Another tip that I discovered:  I have at least one child who is slow to act when given a simple task (such as “please get the milk out of the fridge”)  He dallies, and talks, maybe complains, drags his feet,  and finally gets what he is told.  I have been randomly giving out Mom Bucks just because a child does as he is bid with a smile on his face and a light to his step.  Which reminds me.  I was once asked, “Why don’t I get a Mom Buck when I _____ (get a diaper for the baby, put the eggs away, etc)”  I explained that we all need to show love to others by doing little things for them.  When they are bidden to do a short, little task, then Mom Bucks are not always rewarded because their reward is being able to show others love.  My children already understand the concept of how good they feel to show love, so it was an easy explanation for a different kind of reward.

In conclusion, my favorite result of the Mom Bucks system came last night in the form of a comment Isaac made.  He said, “Mama, you can make me pay for meals, and snacks, and fighting.  But you can’t make me pay for the most important things.  Like wisdom, and praying, and loving others.  Those things are free!”

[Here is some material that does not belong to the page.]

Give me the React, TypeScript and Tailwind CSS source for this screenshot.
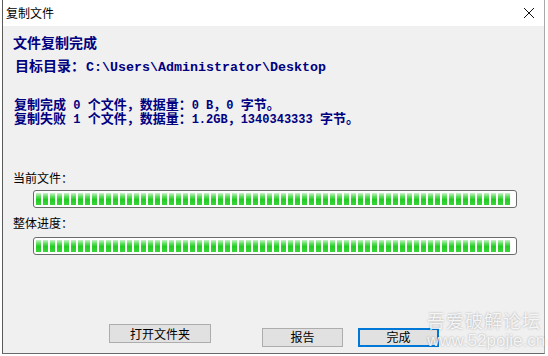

Oh he gets it.  He gets it.  And this Mama’s heart is full to overflowing with the fact that the training we have given him is slowly coming to fruition.  May we all, always understand this fact:  our leaders might destroy our economy.  They might make us pay for health insurance, schooling, abortions, and all other things we abhor.  But they can never make us pay for the most important things.  Like wisdom, and praying, and loving others.  Those things are free, and always will be.